Intersectionality and cybersecurity hiring: what changed in 2026
A look at how cybersecurity hiring is shifting in 2026, what intersectionality means in practice for Black women, and how to navigate the moment with clear eyes.
- hiring
- intersectionality
- industry-trends
- cybersecurity-careers
Hiring in cybersecurity is shifting again, and 2026 has its own particular texture. I want to talk about what I am seeing, what intersectionality actually means when you are the one applying, and how to navigate this moment without either false comfort or unnecessary fear. I will try to stay honest about what is changing and equally honest about what I cannot prove.
A note before I start. I am describing trends I observe and hear about, not handing you hard statistics. The field moves quickly, and anyone who speaks in precise numbers about a year still in progress should be read with some caution. Take this as a practitioner's read of the moment, meant to help you think, not as a final accounting.
What intersectionality means in a hiring context
Intersectionality is a word that gets used a lot and explained rarely. In plain terms, it is the idea that you do not experience the parts of your identity one at a time. For a Black woman in a hiring process, race and gender are not two separate factors that a fairness checklist can handle independently. They combine into a specific experience that is not the same as being Black, or being a woman, considered on its own.
This matters for hiring because well meaning efforts sometimes address one dimension while missing the combination. A process can improve for women in general and still not change much for Black women specifically. Naming that is not a complaint. It is precision, and precision is what lets you read a situation accurately.
What I am seeing change in 2026
A few shifts stand out this year, offered as observations rather than certainties.
Skills based hiring is gaining ground
More employers are leaning toward evaluating what you can actually do rather than only where you went to school or how many years a posting lists. Practical assessments, portfolios, and demonstrated ability are carrying more weight in some places. For people who built their skills through nontraditional paths, which describes many of us, this is a genuinely hopeful direction, because it rewards capability over pedigree.
The honest counterpoint is that skills based hiring is not evenly adopted, and an assessment can carry its own biases if it is poorly designed. So it is a real opportunity and an imperfect one at the same time.
The conversation about fairness is more contested
The broader environment around diversity efforts has grown more polarized, and that shows up in hiring. Some organizations are deepening their commitment to building teams that reflect the world. Others have grown quieter or pulled back. Both are happening at once, which means the landscape is less uniform than it was a few years ago.
What this means for you is practical. Where a company stands is now more variable and worth reading carefully, rather than assuming a single industry wide direction. The signal is in the specifics of each place, not in headlines about the field as a whole.
AI is reshaping the pipeline
Automated tools are increasingly part of how applications get screened and how some early assessments are scored. This cuts both ways. Done well, structured evaluation can reduce some of the gut feeling bias that hurts candidates who do not fit a hiring manager's mental template. Done poorly, a tool trained on a biased past can simply automate that bias at scale. As of 2026 we are living in the messy middle of that, and it is reasonable to keep a critical eye on it.

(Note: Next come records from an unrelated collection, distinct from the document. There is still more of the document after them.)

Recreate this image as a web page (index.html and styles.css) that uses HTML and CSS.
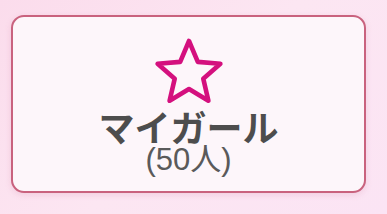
FILE: index.html
```html
<!DOCTYPE html>
<html lang="ja">
<head>
<meta charset="utf-8">
<link rel="stylesheet" href="styles.css">
</head>
<body>
<div class="page">
  <div class="card">
    <svg class="star" width="80" height="72" viewBox="0 0 80 72">
      <polygon points="40,5 48.82,25.86 71.38,27.8 54.27,42.64 59.4,64.7 40,53 20.6,64.7 25.73,42.64 8.62,27.8 31.18,25.86" fill="none" stroke="#d4107e" stroke-width="4.6" stroke-linejoin="round"/>
    </svg>
    <div class="title">マイガール</div>
    <div class="count">(50人)</div>
  </div>
</div>
</body>
</html>
```

FILE: styles.css
```css
html, body {
  margin: 0;
  padding: 0;
}
body {
  width: 387px;
  height: 214px;
  overflow: hidden;
  background: linear-gradient(135deg, #fbdcec 0%, #fce6f2 50%, #fbe4f4 100%);
  font-family: "Noto Sans CJK JP", "Noto Sans", sans-serif;
}
.page {
  padding: 15px 21px 0 11px;
}
.card {
  box-sizing: border-box;
  width: 355px;
  height: 178px;
  border: 2.5px solid #c9627e;
  border-radius: 13px;
  background: #fdf6fa;
  box-shadow: 0 2px 6px rgba(200, 100, 140, 0.18);
  display: flex;
  flex-direction: column;
  align-items: center;
  padding-top: 19px;
}
.star {
  display: block;
}
.title {
  font-size: 36px;
  font-weight: 700;
  color: #4d4d4d;
  line-height: 36px;
}
.count {
  font-size: 31px;
  color: #5a5a5a;
  line-height: 31px;
  font-family: "Liberation Sans", "Noto Sans CJK JP", sans-serif;
}
```
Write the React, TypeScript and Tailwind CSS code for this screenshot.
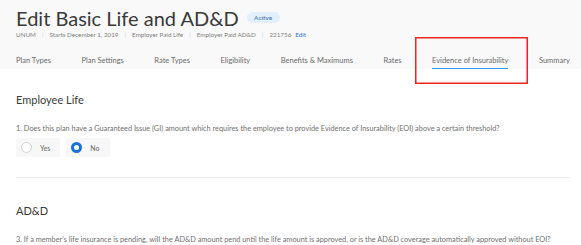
const TABS = [
  'Plan Types',
  'Plan Settings',
  'Rate Types',
  'Eligibility',
  'Benefits & Maximums',
  'Rates',
  'Evidence of Insurability',
  'Summary',
];

const META = ['UNUM', 'Starts December 1, 2019', 'Employer Paid Life', 'Employer Paid AD&D'];

function Radio({ label, checked }: { label: string; checked?: boolean }) {
  return (
    <div className="h-[19px] flex items-center gap-[8px] pl-[5px] pr-[10px] bg-[#f7f7f7] rounded-[2px]">
      {checked ? (
        <span className="w-[11px] h-[11px] rounded-full bg-[#1a6fe0] flex items-center justify-center">
          <span className="w-[5px] h-[5px] rounded-full bg-white" />
        </span>
      ) : (
        <span className="w-[11px] h-[11px] rounded-full bg-white border text-[#d4d4d4]" />
      )}
      <span className="text-[7px] text-[#666]">{label}</span>
    </div>
  );
}

export default function App() {
  return (
    <div className="w-[581px] h-[245px] overflow-hidden bg-white text-[#333] font-['Lato',sans-serif] relative">
      {/* Header */}
      <div className="bg-[#f9f9f9] h-[69px] px-[16px] pt-[7px]">
        <div className="flex items-center gap-[8px] h-[21px]">
          <h1 className="text-[20px] leading-none text-[#3a3a3a]">Edit Basic Life and AD&amp;D</h1>
          <span className="h-[11px] w-[33px] rounded-full bg-[#e2f0fb] text-[#3b6db3] text-[6.5px] flex items-center justify-center">
            Active
          </span>
        </div>
        <div className="flex items-center h-[12px] mt-[1px] text-[6.3px] text-[#808080]">
          {META.map(m => (
            <span key={m} className="flex items-center">
              {m}
              <span className="mx-[6px] text-[#d0d0d0]">|</span>
            </span>
          ))}
          <span>221756</span>
          <span className="ml-[4px] text-[#2b6fd6]">Edit</span>
        </div>

        {/* Tabs */}
        <div className="flex gap-[30.5px] mt-[14px] text-[7.5px] text-[#6a6a6a]">
          {TABS.map(t => (
            <div key={t} className="relative h-[15px] flex items-start whitespace-nowrap">
              <span>{t}</span>
              {t === 'Evidence of Insurability' && (
                <span className="absolute left-0 right-0 bottom-[1px] h-[1.5px] bg-[#2d9cf0]" />
              )}
            </div>
          ))}
        </div>
      </div>

      {/* Employee Life */}
      <div className="px-[16px]">
        <h2 className="text-[11px] text-[#3a3a3a] mt-[25px] leading-none">Employee Life</h2>
        <p className="text-[7.35px] text-[#707070] mt-[20px] leading-none">
          1. Does this plan have a Guaranteed Issue (GI) amount which requires the employee to provide Evidence of Insurability (EOI) above a certain threshold?
        </p>
        <div className="flex gap-[6px] mt-[6px]">
          <Radio label="Yes" />
          <Radio label="No" checked />
        </div>
        <div className="h-px bg-[#ececec] mt-[20px] w-[554px]" />

        <h2 className="text-[11px] text-[#3a3a3a] mt-[27px] leading-none">AD&amp;D</h2>
        <p className="text-[7.35px] text-[#707070] mt-[20px] leading-none">
          3. If a member's life insurance is pending, will the AD&amp;D amount pend until the life amount is approved, or is the AD&amp;D coverage automatically approved without EOI?
        </p>
      </div>

      {/* Annotation box */}
      <svg className="absolute left-[415px] top-[37px]" width="113" height="47" viewBox="0 0 113 47">
        <rect x="0.75" y="0.75" width="111.5" height="45.5" fill="none" stroke="#f0231c" strokeWidth="1.5" />
      </svg>
    </div>
  );
}
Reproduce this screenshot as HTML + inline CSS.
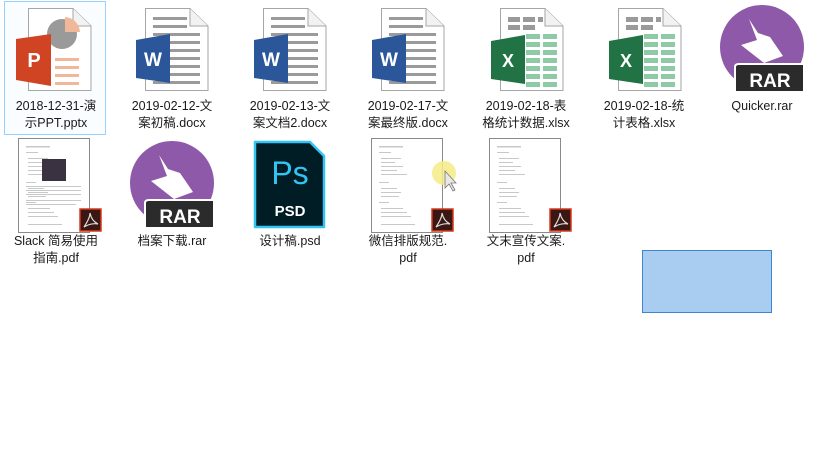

How to navigate this moment
Given all that, what do you actually do. A few things I would focus on.
Read each employer specifically
Because the landscape is uneven, the most useful skill right now is reading a specific employer rather than the industry. Look at who is actually on their teams and in their leadership. Notice whether people from varied backgrounds have grown there over time, not just been hired. Ask, in interviews, about how the team works and who has advanced. The answers, and the comfort or discomfort they produce, tell you a great deal.
Let your skills speak, and document them
In a moment that is tilting toward demonstrated ability, make your ability easy to see. A portfolio, a record of projects, a clear account of problems you have solved. This serves you regardless of which way any particular company leans, because it shifts the conversation toward what you can do.
Hold both truths
Here is the balance I try to keep, and that I would offer you. The barriers are real, and the opportunities are real. If you only see the barriers, you may not apply for things you would have gotten. If you only see the opportunities, you may be caught off guard by friction that is not your fault. Holding both keeps you moving and keeps you prepared.
What I am not going to tell you
I am not going to tell you that everything is fixed, because it is not. I am also not going to tell you the door is closed, because that is not true either, and I have watched too many Black women walk through it to believe otherwise. Where the truth sits in any given hiring process depends on the specific people and the specific place, which is exactly why reading the specifics matters more than reading the mood of the industry.
The takeaway
Intersectionality is not jargon. It is an accurate description of the experience you bring into a hiring process, and naming it helps you read that process clearly. In 2026, the most useful posture is a clear eyed one. Skills are mattering more, the fairness conversation is more contested, and automated tools are reshaping the pipeline for better and worse all at once.
None of that changes the next reachable step, which is to build real skill, make it visible, read each employer on its own terms, and keep applying. The landscape is uneven, and you can still move across it. People who look like you are doing it right now, and there is room for you among them.